Tuttavia, solo il 20% dei dipendenti si dichiara soddisfatto dell’impatto delle iniziative di welfare sul proprio benessere, evidenziando una discordanza tra l’offerta aziendale e le esigenze reali dei lavoratori. Una spiegazione potrebbe arrivare dal fatto che le aziende hanno sfruttato il welfare principalmente per i vantaggi fiscali, senza integrare queste misure in una strategia più ampia di benessere e coinvolgimento.
Per superare questo divario, secondo Jointly, è necessario che le imprese evolvano da una concezione fiscale del welfare a un approccio più integrato di corporate wellbeing, che risponda meglio ai bisogni sociali e personali dei dipendenti.
Il valore competitivo del benessere organizzativo
Secondo quanto emerso dalla ricerca, l’adozione di politiche strutturate di corporate wellbeing può aumentare la produttività del 14%, traducibile in un incremento differenziale del 20% del Valore Aggiunto per occupato per le aziende che adottano misure di Corporate Wellbeing rispetto a quelle che non adottano tali misure.
Le analisi condotte hanno portato a quantificare la mancata adozione di misure di corporate wellbeing anche in termini di turnover.
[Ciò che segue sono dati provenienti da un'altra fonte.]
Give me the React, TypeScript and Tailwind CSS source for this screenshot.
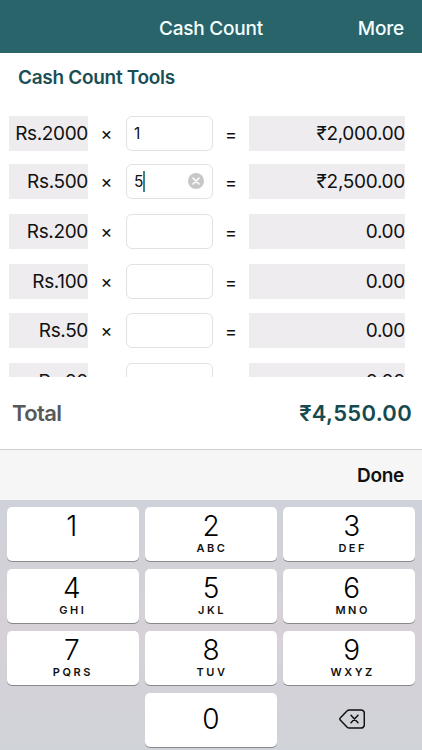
import React from "react";

const rows = [
  { note: "Rs.2000", count: "1", amount: "₹2,000.00" },
  { note: "Rs.500", count: "5", amount: "₹2,500.00", active: true },
  { note: "Rs.200", count: "", amount: "0.00" },
  { note: "Rs.100", count: "", amount: "0.00" },
  { note: "Rs.50", count: "", amount: "0.00" },
  { note: "Rs.20", count: "", amount: "0.00" },
];

const keys = [
  { digit: "1", letters: "" },
  { digit: "2", letters: "ABC" },
  { digit: "3", letters: "DEF" },
  { digit: "4", letters: "GHI" },
  { digit: "5", letters: "JKL" },
  { digit: "6", letters: "MNO" },
  { digit: "7", letters: "PQRS" },
  { digit: "8", letters: "TUV" },
  { digit: "9", letters: "WXYZ" },
];

const keyClass =
  "h-[53.5px] rounded-[5px] bg-white shadow-[0_1px_0_#898a8d] flex flex-col items-center nth-[3n]:pl-[5px] nth-[3n+1]:pr-[2px]";

const ClearIcon = () => (
  <svg className="ml-auto h-4 w-4" viewBox="0 0 16 16" fill="none">
    <circle cx="8" cy="8" r="8" fill="#c7c7c9" />
    <path d="M5 5l6 6M11 5l-6 6" stroke="#fff" strokeWidth="1.6" strokeLinecap="round" />
  </svg>
);

const DeleteIcon = () => (
  <svg className="h-5 w-[26px]" viewBox="0 0 26 20" fill="none" stroke="#111" strokeWidth="1.5">
    <path
      d="M10.2.9H22a3.3 3.3 0 0 1 3.3 3.3v11.6a3.3 3.3 0 0 1-3.3 3.3H10.2a2.8 2.8 0 0 1-2-.9L1.2 11a1.4 1.4 0 0 1 0-2l7-7.2a2.8 2.8 0 0 1 2-.9Z"
      strokeLinejoin="round"
    />
    <path d="M12 6.2l7 7.6M19 6.2l-7 7.6" strokeLinecap="round" />
  </svg>
);

const App: React.FC = () => {
  return (
    <div className="h-[750px] w-[422px] overflow-hidden bg-white font-['Inter',sans-serif] text-[#111]">
      {/* Header */}
      <header className="grid h-[53px] grid-cols-[1fr_auto_1fr] items-center bg-[#28646a] pt-[5px] text-[19px] font-medium text-[#f4ffff]">
        <h1 className="col-start-2 tracking-[-0.2px]">Cash Count</h1>
        <button className="justify-self-end pr-[18px] tracking-[-0.2px]">More</button>
      </header>

      <h2 className="h-[63px] pl-[18px] pt-[11px] text-[19px] font-semibold leading-7 tracking-[-0.3px] text-[#1b4f55]">
        Cash Count Tools
      </h2>

      {/* Notes list, the last row is cut off by the scroll area */}
      <div className="flex h-[261px] flex-col gap-[14.2px] overflow-hidden pl-[9px]">
        {rows.map((row) => (
          <div
            key={row.note}
            className={`flex h-[35px] shrink-0 text-[19px] leading-[35px] last:mt-px last:leading-[38px] ${row.active ? "-mt-px mb-px" : ""}`}
          >
            <div className="w-[79px] bg-[#eeecef] text-right tracking-[-0.35px]">{row.note}</div>
            <div className="w-[37px] text-center text-lg leading-[inherit]">×</div>
            <div className="ml-px flex w-[87px] items-center rounded-[6px] border border-[#e2e2e2] pb-px pl-[7px] pr-2 text-[15.5px]">
              {row.count}
              {row.active && <span className="h-[21px] w-[2px] bg-[#3d8589]" />}
              {row.active && <ClearIcon />}
            </div>
            <div className="w-9 pt-px text-center text-lg leading-[inherit]">=</div>
            <div className="w-[156px] bg-[#eeecef] text-right tracking-[-0.3px]">{row.amount}</div>
          </div>
        ))}
      </div>

      {/* Total */}
      <div className="flex h-[72px] items-center justify-between pl-[12px] pr-[10px] text-[22px] font-semibold">
        <span className="tracking-[-0.6px] text-[#58595a]">Total</span>
        <span className="tracking-[0.3px] text-[#164a50]">₹4,550.00</span>
      </div>

      {/* Keyboard */}
      <div className="flex h-[51px] items-center justify-end border-t border-[#cfcfd1] bg-[#f6f6f7] pr-[18px] pt-[3px] text-[19px] font-semibold tracking-[-0.3px]">
        Done
      </div>
      <div className="grid h-[250px] grid-cols-3 content-start gap-x-[6.5px] gap-y-[8.5px] bg-linear-to-b from-[#cfd2da] via-[#d6d1d7] to-[#d0d3d9] pl-[7px] pr-[7px] pt-[7px]">
        {keys.map((key) => (
          <button key={key.digit} className={keyClass}>
            <span className="mt-[2px] text-[28px] leading-[34px] font-light text-black">
              {key.digit}
            </span>
            <span className="pl-[2px] text-[11px] font-semibold leading-[11px] tracking-[2.5px]">
              {key.letters}
            </span>
          </button>
        ))}
        <button className={`${keyClass} col-start-2 justify-center pb-[2px]`}>
          <span className="pl-[2px] text-[28px] font-light leading-[32px] text-black">0</span>
        </button>
        <button className="flex items-center justify-center pb-[1px] pl-[6px]">
          <DeleteIcon />
        </button>
      </div>
    </div>
  );
};

export default App;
È emerso che il costo medio di una dimissione per l’azienda è pari a circa il 50% della RAL per dipendente, che corrisponde a un valore annuo pari al 16% del costo del personale nel suo aggregato, prendendo in considerazione il dato attuale di turnover medio. La percentuale si alza inoltre al 26,8% del costo del personale nel settore dei servizi, fino al 22,4% nelle PMI.
Benefit monetari e non monetari
Lo studio evidenzia come, sebbene il welfare aziendale si sia diffuso negli ultimi anni grazie alla possibilità di ridurre, anche se in misura limitata, il cuneo fiscale sul costo del lavoro, sia attraverso un approccio integrato al corporate wellbeing che si possono ottenere risultati più significativi. Questo approccio combina benefit monetari e non monetari, migliorando l’efficacia del pacchetto retributivo sfruttando due leve principali: il vantaggio fiscale e il valore complessivo dei benefit non monetari, i quali agiscono come un moltiplicatore economico.
In questo contesto, il benessere organizzativo rappresenta per le aziende un’opportunità strategica per trasformare iniziative frammentarie in una leva competitiva. Per compiere questa evoluzione, è necessario un approccio integrato che allinei policy, iniziative e benefit, coinvolgendo non solo la Funzione Risorse Umane, ma anche il top management. Un Corporate Wellbeing strutturato in questo modo non solo migliora la competitività dell’azienda, ma supporta attivamente i dipendenti nel raggiungimento dei loro obiettivi personali e professionali.